## [Objective]
Return the listing below unchanged, minus its pictures.

## [Data shown]

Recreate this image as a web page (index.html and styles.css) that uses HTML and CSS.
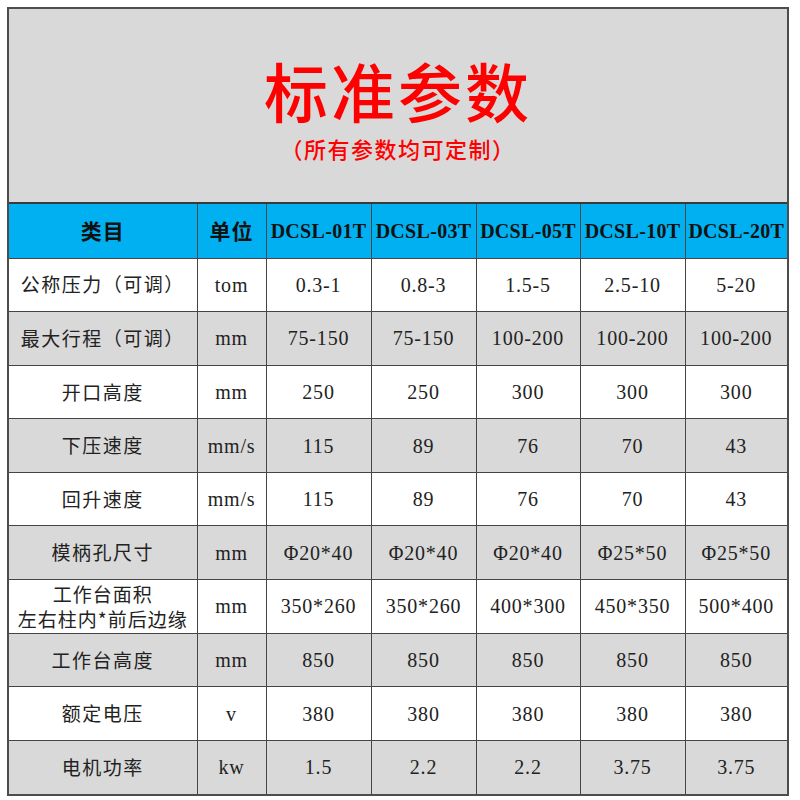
FILE: index.html
```html
<!DOCTYPE html>
<html lang="zh-CN">
<head>
<meta charset="utf-8">
<title>标准参数</title>
<link rel="stylesheet" href="styles.css">
</head>
<body>
<div class="sheet">
  <div class="banner">
    <div class="title">标准参数</div>
    <div class="subtitle">（所有参数均可定制）</div>
  </div>
  <table class="spec">
    <colgroup>
      <col class="c-name"><col class="c-unit"><col class="c-a"><col class="c-b"><col class="c-c"><col class="c-d"><col class="c-e">
    </colgroup>
    <tr class="head">
      <td class="zh">类目</td><td class="zh">单位</td><td>DCSL-01T</td><td>DCSL-03T</td><td>DCSL-05T</td><td>DCSL-10T</td><td>DCSL-20T</td>
    </tr>
    <tr class="white">
      <td class="zh">公称压力（可调）</td><td>tom</td><td>0.3-1</td><td>0.8-3</td><td>1.5-5</td><td>2.5-10</td><td>5-20</td>
    </tr>
    <tr class="gray">
      <td class="zh">最大行程（可调）</td><td>mm</td><td>75-150</td><td>75-150</td><td>100-200</td><td>100-200</td><td>100-200</td>
    </tr>
    <tr class="white">
      <td class="zh">开口高度</td><td>mm</td><td>250</td><td>250</td><td>300</td><td>300</td><td>300</td>
    </tr>
    <tr class="gray">
      <td class="zh">下压速度</td><td>mm/s</td><td>115</td><td>89</td><td>76</td><td>70</td><td>43</td>
    </tr>
    <tr class="white">
      <td class="zh">回升速度</td><td>mm/s</td><td>115</td><td>89</td><td>76</td><td>70</td><td>43</td>
    </tr>
    <tr class="gray">
      <td class="zh">模柄孔尺寸</td><td>mm</td><td>Φ20*40</td><td>Φ20*40</td><td>Φ20*40</td><td>Φ25*50</td><td>Φ25*50</td>
    </tr>
    <tr class="white">
      <td class="zh two"><span class="ln">工作台面积</span><span class="ln">左右柱内*前后边缘</span></td><td>mm</td><td>350*260</td><td>350*260</td><td>400*300</td><td>450*350</td><td>500*400</td>
    </tr>
    <tr class="gray">
      <td class="zh">工作台高度</td><td>mm</td><td>850</td><td>850</td><td>850</td><td>850</td><td>850</td>
    </tr>
    <tr class="white">
      <td class="zh">额定电压</td><td>v</td><td>380</td><td>380</td><td>380</td><td>380</td><td>380</td>
    </tr>
    <tr class="gray">
      <td class="zh">电机功率</td><td>kw</td><td>1.5</td><td>2.2</td><td>2.2</td><td>3.75</td><td>3.75</td>
    </tr>
  </table>
</div>
</body>
</html>
```

FILE: styles.css
```css
html, body {
  margin: 0;
  padding: 0;
  background: #ffffff;
}

body {
  padding: 7px;
}

.sheet {
  width: 782px;
  border: 2px solid #4d4d4d;
  box-sizing: border-box;
  font-family: "Liberation Serif", "Noto Sans CJK SC", serif;
  color: #222;
}

.banner {
  height: 195px;
  box-sizing: border-box;
  background: #d9d9d9;
  border-bottom: 2px solid #3a3a3a;
  display: flex;
  flex-direction: column;
  align-items: center;
  justify-content: center;
  color: #ff0000;
  font-family: "Noto Sans CJK SC", sans-serif;
}

.title {
  font-size: 64px;
  font-weight: 500;
  line-height: 64px;
  letter-spacing: 3px;
  margin-top: 4px;
}

.subtitle {
  font-size: 22px;
  font-weight: 500;
  line-height: 22px;
  margin-top: 16px;
  letter-spacing: 1.5px;
}

.spec {
  width: 100%;
  border-collapse: collapse;
  table-layout: fixed;
}

.c-name { width: 188px; }
.c-unit { width: 69px; }
.c-a { width: 105px; }
.c-b { width: 105px; }
.c-c { width: 104px; }
.c-d { width: 105px; }
.c-e { width: 102px; }

.spec tr {
  height: 53.6px;
}

.spec tr.head {
  height: 54px;
}

.spec td {
  border: 1px solid #454545;
  text-align: center;
  vertical-align: middle;
  padding: 0;
  font-size: 20px;
  line-height: 1.1;
  letter-spacing: 0.8px;
  white-space: nowrap;
}

.spec tr:first-child td { border-top: none; }
.spec tr:last-child td { border-bottom: none; }
.spec td:first-child { border-left: none; }
.spec td:last-child { border-right: none; }

.spec .zh {
  font-family: "Noto Sans CJK SC", sans-serif;
  font-weight: 400;
  font-size: 19px;
  letter-spacing: 1.5px;
  color: #222;
}

.spec .two {
  letter-spacing: 1px;
}

.ln {
  display: block;
  line-height: 25px;
}

.head td {
  background: #00b0f0;
  font-weight: 700;
  color: #111;
  font-size: 20px;
  letter-spacing: 0.3px;
}

.head td.zh {
  font-weight: 700;
  font-size: 21px;
  letter-spacing: 1px;
  color: #111;
}

.white td { background: #ffffff; }
.gray td { background: #d9d9d9; }
```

## [Task output]
Recreate this image as a web page (index.html and styles.css) that uses HTML and CSS.
FILE: index.html
```html
<!DOCTYPE html>
<html lang="zh-CN">
<head>
<meta charset="utf-8">
<title>标准参数</title>
<link rel="stylesheet" href="styles.css">
</head>
<body>
<div class="sheet">
  <div class="banner">
    <div class="title">标准参数</div>
    <div class="subtitle">（所有参数均可定制）</div>
  </div>
  <table class="spec">
    <colgroup>
      <col class="c-name"><col class="c-unit"><col class="c-a"><col class="c-b"><col class="c-c"><col class="c-d"><col class="c-e">
    </colgroup>
    <tr class="head">
      <td class="zh">类目</td><td class="zh">单位</td><td>DCSL-01T</td><td>DCSL-03T</td><td>DCSL-05T</td><td>DCSL-10T</td><td>DCSL-20T</td>
    </tr>
    <tr class="white">
      <td class="zh">公称压力（可调）</td><td>tom</td><td>0.3-1</td><td>0.8-3</td><td>1.5-5</td><td>2.5-10</td><td>5-20</td>
    </tr>
    <tr class="gray">
      <td class="zh">最大行程（可调）</td><td>mm</td><td>75-150</td><td>75-150</td><td>100-200</td><td>100-200</td><td>100-200</td>
    </tr>
    <tr class="white">
      <td class="zh">开口高度</td><td>mm</td><td>250</td><td>250</td><td>300</td><td>300</td><td>300</td>
    </tr>
    <tr class="gray">
      <td class="zh">下压速度</td><td>mm/s</td><td>115</td><td>89</td><td>76</td><td>70</td><td>43</td>
    </tr>
    <tr class="white">
      <td class="zh">回升速度</td><td>mm/s</td><td>115</td><td>89</td><td>76</td><td>70</td><td>43</td>
    </tr>
    <tr class="gray">
      <td class="zh">模柄孔尺寸</td><td>mm</td><td>Φ20*40</td><td>Φ20*40</td><td>Φ20*40</td><td>Φ25*50</td><td>Φ25*50</td>
    </tr>
    <tr class="white">
      <td class="zh two"><span class="ln">工作台面积</span><span class="ln">左右柱内*前后边缘</span></td><td>mm</td><td>350*260</td><td>350*260</td><td>400*300</td><td>450*350</td><td>500*400</td>
    </tr>
    <tr class="gray">
      <td class="zh">工作台高度</td><td>mm</td><td>850</td><td>850</td><td>850</td><td>850</td><td>850</td>
    </tr>
    <tr class="white">
      <td class="zh">额定电压</td><td>v</td><td>380</td><td>380</td><td>380</td><td>380</td><td>380</td>
    </tr>
    <tr class="gray">
      <td class="zh">电机功率</td><td>kw</td><td>1.5</td><td>2.2</td><td>2.2</td><td>3.75</td><td>3.75</td>
    </tr>
  </table>
</div>
</body>
</html>
```

FILE: styles.css
```css
html, body {
  margin: 0;
  padding: 0;
  background: #ffffff;
}

body {
  padding: 7px;
}

.sheet {
  width: 782px;
  border: 2px solid #4d4d4d;
  box-sizing: border-box;
  font-family: "Liberation Serif", "Noto Sans CJK SC", serif;
  color: #222;
}

.banner {
  height: 195px;
  box-sizing: border-box;
  background: #d9d9d9;
  border-bottom: 2px solid #3a3a3a;
  display: flex;
  flex-direction: column;
  align-items: center;
  justify-content: center;
  color: #ff0000;
  font-family: "Noto Sans CJK SC", sans-serif;
}

.title {
  font-size: 64px;
  font-weight: 500;
  line-height: 64px;
  letter-spacing: 3px;
  margin-top: 4px;
}

.subtitle {
  font-size: 22px;
  font-weight: 500;
  line-height: 22px;
  margin-top: 16px;
  letter-spacing: 1.5px;
}

.spec {
  width: 100%;
  border-collapse: collapse;
  table-layout: fixed;
}

.c-name { width: 188px; }
.c-unit { width: 69px; }
.c-a { width: 105px; }
.c-b { width: 105px; }
.c-c { width: 104px; }
.c-d { width: 105px; }
.c-e { width: 102px; }

.spec tr {
  height: 53.6px;
}

.spec tr.head {
  height: 54px;
}

.spec td {
  border: 1px solid #454545;
  text-align: center;
  vertical-align: middle;
  padding: 0;
  font-size: 20px;
  line-height: 1.1;
  letter-spacing: 0.8px;
  white-space: nowrap;
}

.spec tr:first-child td { border-top: none; }
.spec tr:last-child td { border-bottom: none; }
.spec td:first-child { border-left: none; }
.spec td:last-child { border-right: none; }

.spec .zh {
  font-family: "Noto Sans CJK SC", sans-serif;
  font-weight: 400;
  font-size: 19px;
  letter-spacing: 1.5px;
  color: #222;
}

.spec .two {
  letter-spacing: 1px;
}

.ln {
  display: block;
  line-height: 25px;
}

.head td {
  background: #00b0f0;
  font-weight: 700;
  color: #111;
  font-size: 20px;
  letter-spacing: 0.3px;
}

.head td.zh {
  font-weight: 700;
  font-size: 21px;
  letter-spacing: 1px;
  color: #111;
}

.white td { background: #ffffff; }
.gray td { background: #d9d9d9; }
```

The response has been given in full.